- OBJECTIVE
Below is a listing to write out in full, exactly as given, without its pictures.
--- Begin ---
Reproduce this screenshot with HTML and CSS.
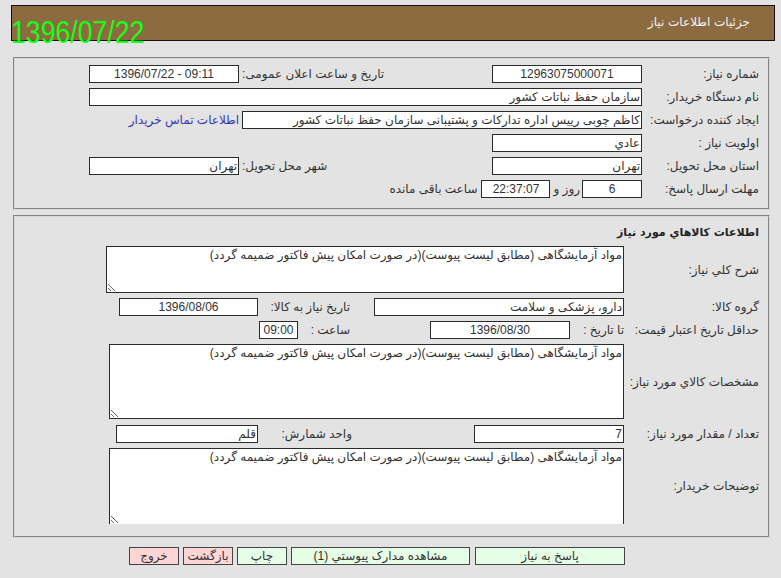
FILE: index.html
```html
<!DOCTYPE html>
<html lang="fa" dir="rtl">
<head>
<meta charset="utf-8">
<title>جزئیات اطلاعات نیاز</title>
<link rel="stylesheet" href="styles.css">
</head>
<body>
<div class="page">
  <div class="header">
    <span class="title">جزئیات اطلاعات نیاز</span>
  </div>
  <div class="stamp" dir="ltr">1396/07/22</div>

  <div class="panel p1">
    <div class="row">
      <div class="lbl">شماره نیاز:</div>
      <div class="box w150 c">12963075000071</div>
      <div class="lbl2">تاریخ و ساعت اعلان عمومی:</div>
      <div class="box w150 c" dir="ltr">1396/07/22 - 09:11</div>
    </div>
    <div class="row">
      <div class="lbl">نام دستگاه خریدار:</div>
      <div class="box w553">سازمان حفظ نباتات کشور</div>
    </div>
    <div class="row">
      <div class="lbl">ایجاد کننده درخواست:</div>
      <div class="box w400">کاظم چوبی رییس اداره تدارکات و پشتیبانی سازمان حفظ نباتات کشور</div>
      <a class="link" href="#">اطلاعات تماس خریدار</a>
    </div>
    <div class="row">
      <div class="lbl">اولویت نیاز :</div>
      <div class="box w150">عادي</div>
    </div>
    <div class="row">
      <div class="lbl">استان محل تحویل:</div>
      <div class="box w150">تهران</div>
      <div class="lbl2">شهر محل تحویل:</div>
      <div class="box w150">تهران</div>
    </div>
    <div class="row">
      <div class="lbl">مهلت ارسال پاسخ:</div>
      <div class="box w60 c">6</div>
      <span class="txt days">روز و</span>
      <div class="box w69 c">22:37:07</div>
      <span class="txt remain">ساعت باقی مانده</span>
    </div>
  </div>

  <div class="panel p2">
    <div class="heading">اطلاعات کالاهاي مورد نياز</div>
    <div class="row">
      <div class="lbl2col">شرح کلي نياز:</div>
      <textarea class="area a1" readonly>مواد آزمایشگاهی (مطابق لیست پیوست)(در صورت امکان پیش فاکتور ضمیمه گردد)</textarea>
    </div>
    <div class="row">
      <div class="lbl2col">گروه کالا:</div>
      <div class="box w250">دارو، پزشکی و سلامت</div>
      <div class="lbl3 need">تاریخ نیاز به کالا:</div>
      <div class="box w139 c">1396/08/06</div>
    </div>
    <div class="row">
      <div class="lbl2col">حداقل تاریخ اعتبار قیمت:</div>
      <span class="txt until">تا تاریخ :</span>
      <div class="box w140 c">1396/08/30</div>
      <span class="txt hour">ساعت :</span>
      <div class="box w39 c">09:00</div>
    </div>
    <div class="row">
      <div class="lbl2col">مشخصات کالاي مورد نياز:</div>
      <textarea class="area a2" readonly>مواد آزمایشگاهی (مطابق لیست پیوست)(در صورت امکان پیش فاکتور ضمیمه گردد)</textarea>
    </div>
    <div class="row r6">
      <div class="lbl2col">تعداد / مقدار مورد نیاز:</div>
      <div class="box w150">7</div>
      <div class="lbl3 unit">واحد شمارش:</div>
      <div class="box w142">قلم</div>
    </div>
    <div class="row">
      <div class="lbl2col">توضیحات خریدار:</div>
      <textarea class="area a3" readonly>مواد آزمایشگاهی (مطابق لیست پیوست)(در صورت امکان پیش فاکتور ضمیمه گردد)</textarea>
    </div>
  </div>

  <div class="buttons">
    <button class="btn green b150">پاسخ به نیاز</button>
    <button class="btn green b178">مشاهده مدارک پیوستي (1)</button>
    <button class="btn green b50">چاپ</button>
    <button class="btn pink b50">بازگشت</button>
    <button class="btn pink b50">خروج</button>
  </div>
</div>
</body>
</html>
```

FILE: styles.css
```css
html, body {
  margin: 0;
  padding: 0;
  background: #e3e3e3;
}
body {
  font-family: "Liberation Sans", "DejaVu Sans", sans-serif;
  font-size: 12px;
  color: #333;
}
.page {
  position: relative;
  padding-top: 5px;
}
.header {
  margin: 0 6px 0 11px;
  height: 34px;
  background: #8c6b40;
  border: 1px solid #111;
  display: flex;
  align-items: center;
  padding-right: 24px;
}
.title {
  font-family: "DejaVu Sans", sans-serif;
  color: #f3f3f3;
  font-size: 12px;
  margin-top: -2px;
}
.stamp {
  position: absolute;
  left: 11px;
  top: 17px;
  font-family: "Liberation Sans", sans-serif;
  font-size: 31px;
  line-height: 31px;
  color: #16ff16;
  transform: scaleX(0.86);
  transform-origin: left top;
}
.panel {
  margin: 0 11px 0 13px;
  border: 2px groove #d8d8d8;
  background: #e3e3e3;
  padding-right: 9px;
}
.p1 {
  margin-top: 16px;
  padding-top: 6px;
  padding-bottom: 10px;
  display: flex;
  flex-direction: column;
  gap: 5px;
}
.p2 {
  margin-top: 5px;
  padding-top: 8px;
  padding-bottom: 12px;
  display: flex;
  flex-direction: column;
  gap: 5px;
}
.row {
  display: flex;
  align-items: center;
}
.r6 {
  margin-top: 1px;
}
.lbl {
  flex: 0 0 117px;
  line-height: 18px;
  white-space: nowrap;
}
.lbl2 {
  flex: 0 0 250px;
  text-align: left;
  padding-left: 3px;
  white-space: nowrap;
}
.lbl2col {
  flex: 0 0 135px;
  white-space: nowrap;
}
.lbl3 {
  white-space: nowrap;
}
.need {
  flex: 0 0 116px;
  padding-right: 24px;
  box-sizing: border-box;
}
.unit {
  flex: 0 0 216px;
  padding-right: 122px;
  box-sizing: border-box;
}
.box {
  box-sizing: border-box;
  height: 18px;
  line-height: 16px;
  background: #fff;
  border: 1px solid #2a2a2a;
  padding: 0 1px;
  white-space: nowrap;
  overflow: hidden;
  color: #333;
}
.c { text-align: center; }
.w150 { width: 150px; }
.w553 { width: 553px; }
.w400 { width: 400px; }
.w60 { width: 60px; }
.w69 { width: 69px; }
.w250 { width: 250px; }
.w139 { width: 139px; }
.w140 { width: 140px; }
.w39 { width: 39px; }
.w142 { width: 142px; }
.link {
  color: #3535b5;
  text-decoration: none;
  margin-right: 3px;
  white-space: nowrap;
}
.txt { white-space: nowrap; }
.days { margin: 0 2px 0 3px; }
.remain { margin-right: 4px; }
.until { flex: 0 0 54px; }
.hour { flex: 0 0 132px; padding-right: 80px; box-sizing: border-box; }
.heading {
  font-family: "DejaVu Sans", sans-serif;
  font-weight: bold;
  font-size: 11px;
  line-height: 16px;
  color: #222;
}
.area {
  box-sizing: border-box;
  font-family: "Liberation Sans", "DejaVu Sans", sans-serif;
  font-size: 12px;
  color: #333;
  background: #fff;
  border: 1px solid #2a2a2a;
  padding: 1px 1px;
  margin: 0;
  line-height: 14px;
  overflow: hidden;
}
.a1 { width: 518px; height: 47px; }
.a2 { width: 515px; height: 75px; }
.a3 { width: 515px; height: 76px; border-bottom: none; }
.buttons {
  display: flex;
  gap: 4px;
  margin: 9px 156px 0 0;
}
.btn {
  box-sizing: border-box;
  height: 18px;
  font-family: "Liberation Sans", "DejaVu Sans", sans-serif;
  font-size: 12px;
  color: #333;
  border: 1px solid #444;
  padding: 0;
  line-height: 16px;
}
.green { background: #e6fde6; }
.pink { background: #ffd6d6; }
.b150 { width: 150px; margin-left: 1px; }
.b178 { width: 179px; }
.b50 { width: 50px; }
```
--- End ---
- EXPECTED ANSWER
Reproduce this screenshot with HTML and CSS.
FILE: index.html
```html
<!DOCTYPE html>
<html lang="fa" dir="rtl">
<head>
<meta charset="utf-8">
<title>جزئیات اطلاعات نیاز</title>
<link rel="stylesheet" href="styles.css">
</head>
<body>
<div class="page">
  <div class="header">
    <span class="title">جزئیات اطلاعات نیاز</span>
  </div>
  <div class="stamp" dir="ltr">1396/07/22</div>

  <div class="panel p1">
    <div class="row">
      <div class="lbl">شماره نیاز:</div>
      <div class="box w150 c">12963075000071</div>
      <div class="lbl2">تاریخ و ساعت اعلان عمومی:</div>
      <div class="box w150 c" dir="ltr">1396/07/22 - 09:11</div>
    </div>
    <div class="row">
      <div class="lbl">نام دستگاه خریدار:</div>
      <div class="box w553">سازمان حفظ نباتات کشور</div>
    </div>
    <div class="row">
      <div class="lbl">ایجاد کننده درخواست:</div>
      <div class="box w400">کاظم چوبی رییس اداره تدارکات و پشتیبانی سازمان حفظ نباتات کشور</div>
      <a class="link" href="#">اطلاعات تماس خریدار</a>
    </div>
    <div class="row">
      <div class="lbl">اولویت نیاز :</div>
      <div class="box w150">عادي</div>
    </div>
    <div class="row">
      <div class="lbl">استان محل تحویل:</div>
      <div class="box w150">تهران</div>
      <div class="lbl2">شهر محل تحویل:</div>
      <div class="box w150">تهران</div>
    </div>
    <div class="row">
      <div class="lbl">مهلت ارسال پاسخ:</div>
      <div class="box w60 c">6</div>
      <span class="txt days">روز و</span>
      <div class="box w69 c">22:37:07</div>
      <span class="txt remain">ساعت باقی مانده</span>
    </div>
  </div>

  <div class="panel p2">
    <div class="heading">اطلاعات کالاهاي مورد نياز</div>
    <div class="row">
      <div class="lbl2col">شرح کلي نياز:</div>
      <textarea class="area a1" readonly>مواد آزمایشگاهی (مطابق لیست پیوست)(در صورت امکان پیش فاکتور ضمیمه گردد)</textarea>
    </div>
    <div class="row">
      <div class="lbl2col">گروه کالا:</div>
      <div class="box w250">دارو، پزشکی و سلامت</div>
      <div class="lbl3 need">تاریخ نیاز به کالا:</div>
      <div class="box w139 c">1396/08/06</div>
    </div>
    <div class="row">
      <div class="lbl2col">حداقل تاریخ اعتبار قیمت:</div>
      <span class="txt until">تا تاریخ :</span>
      <div class="box w140 c">1396/08/30</div>
      <span class="txt hour">ساعت :</span>
      <div class="box w39 c">09:00</div>
    </div>
    <div class="row">
      <div class="lbl2col">مشخصات کالاي مورد نياز:</div>
      <textarea class="area a2" readonly>مواد آزمایشگاهی (مطابق لیست پیوست)(در صورت امکان پیش فاکتور ضمیمه گردد)</textarea>
    </div>
    <div class="row r6">
      <div class="lbl2col">تعداد / مقدار مورد نیاز:</div>
      <div class="box w150">7</div>
      <div class="lbl3 unit">واحد شمارش:</div>
      <div class="box w142">قلم</div>
    </div>
    <div class="row">
      <div class="lbl2col">توضیحات خریدار:</div>
      <textarea class="area a3" readonly>مواد آزمایشگاهی (مطابق لیست پیوست)(در صورت امکان پیش فاکتور ضمیمه گردد)</textarea>
    </div>
  </div>

  <div class="buttons">
    <button class="btn green b150">پاسخ به نیاز</button>
    <button class="btn green b178">مشاهده مدارک پیوستي (1)</button>
    <button class="btn green b50">چاپ</button>
    <button class="btn pink b50">بازگشت</button>
    <button class="btn pink b50">خروج</button>
  </div>
</div>
</body>
</html>
```

FILE: styles.css
```css
html, body {
  margin: 0;
  padding: 0;
  background: #e3e3e3;
}
body {
  font-family: "Liberation Sans", "DejaVu Sans", sans-serif;
  font-size: 12px;
  color: #333;
}
.page {
  position: relative;
  padding-top: 5px;
}
.header {
  margin: 0 6px 0 11px;
  height: 34px;
  background: #8c6b40;
  border: 1px solid #111;
  display: flex;
  align-items: center;
  padding-right: 24px;
}
.title {
  font-family: "DejaVu Sans", sans-serif;
  color: #f3f3f3;
  font-size: 12px;
  margin-top: -2px;
}
.stamp {
  position: absolute;
  left: 11px;
  top: 17px;
  font-family: "Liberation Sans", sans-serif;
  font-size: 31px;
  line-height: 31px;
  color: #16ff16;
  transform: scaleX(0.86);
  transform-origin: left top;
}
.panel {
  margin: 0 11px 0 13px;
  border: 2px groove #d8d8d8;
  background: #e3e3e3;
  padding-right: 9px;
}
.p1 {
  margin-top: 16px;
  padding-top: 6px;
  padding-bottom: 10px;
  display: flex;
  flex-direction: column;
  gap: 5px;
}
.p2 {
  margin-top: 5px;
  padding-top: 8px;
  padding-bottom: 12px;
  display: flex;
  flex-direction: column;
  gap: 5px;
}
.row {
  display: flex;
  align-items: center;
}
.r6 {
  margin-top: 1px;
}
.lbl {
  flex: 0 0 117px;
  line-height: 18px;
  white-space: nowrap;
}
.lbl2 {
  flex: 0 0 250px;
  text-align: left;
  padding-left: 3px;
  white-space: nowrap;
}
.lbl2col {
  flex: 0 0 135px;
  white-space: nowrap;
}
.lbl3 {
  white-space: nowrap;
}
.need {
  flex: 0 0 116px;
  padding-right: 24px;
  box-sizing: border-box;
}
.unit {
  flex: 0 0 216px;
  padding-right: 122px;
  box-sizing: border-box;
}
.box {
  box-sizing: border-box;
  height: 18px;
  line-height: 16px;
  background: #fff;
  border: 1px solid #2a2a2a;
  padding: 0 1px;
  white-space: nowrap;
  overflow: hidden;
  color: #333;
}
.c { text-align: center; }
.w150 { width: 150px; }
.w553 { width: 553px; }
.w400 { width: 400px; }
.w60 { width: 60px; }
.w69 { width: 69px; }
.w250 { width: 250px; }
.w139 { width: 139px; }
.w140 { width: 140px; }
.w39 { width: 39px; }
.w142 { width: 142px; }
.link {
  color: #3535b5;
  text-decoration: none;
  margin-right: 3px;
  white-space: nowrap;
}
.txt { white-space: nowrap; }
.days { margin: 0 2px 0 3px; }
.remain { margin-right: 4px; }
.until { flex: 0 0 54px; }
.hour { flex: 0 0 132px; padding-right: 80px; box-sizing: border-box; }
.heading {
  font-family: "DejaVu Sans", sans-serif;
  font-weight: bold;
  font-size: 11px;
  line-height: 16px;
  color: #222;
}
.area {
  box-sizing: border-box;
  font-family: "Liberation Sans", "DejaVu Sans", sans-serif;
  font-size: 12px;
  color: #333;
  background: #fff;
  border: 1px solid #2a2a2a;
  padding: 1px 1px;
  margin: 0;
  line-height: 14px;
  overflow: hidden;
}
.a1 { width: 518px; height: 47px; }
.a2 { width: 515px; height: 75px; }
.a3 { width: 515px; height: 76px; border-bottom: none; }
.buttons {
  display: flex;
  gap: 4px;
  margin: 9px 156px 0 0;
}
.btn {
  box-sizing: border-box;
  height: 18px;
  font-family: "Liberation Sans", "DejaVu Sans", sans-serif;
  font-size: 12px;
  color: #333;
  border: 1px solid #444;
  padding: 0;
  line-height: 16px;
}
.green { background: #e6fde6; }
.pink { background: #ffd6d6; }
.b150 { width: 150px; margin-left: 1px; }
.b178 { width: 179px; }
.b50 { width: 50px; }
```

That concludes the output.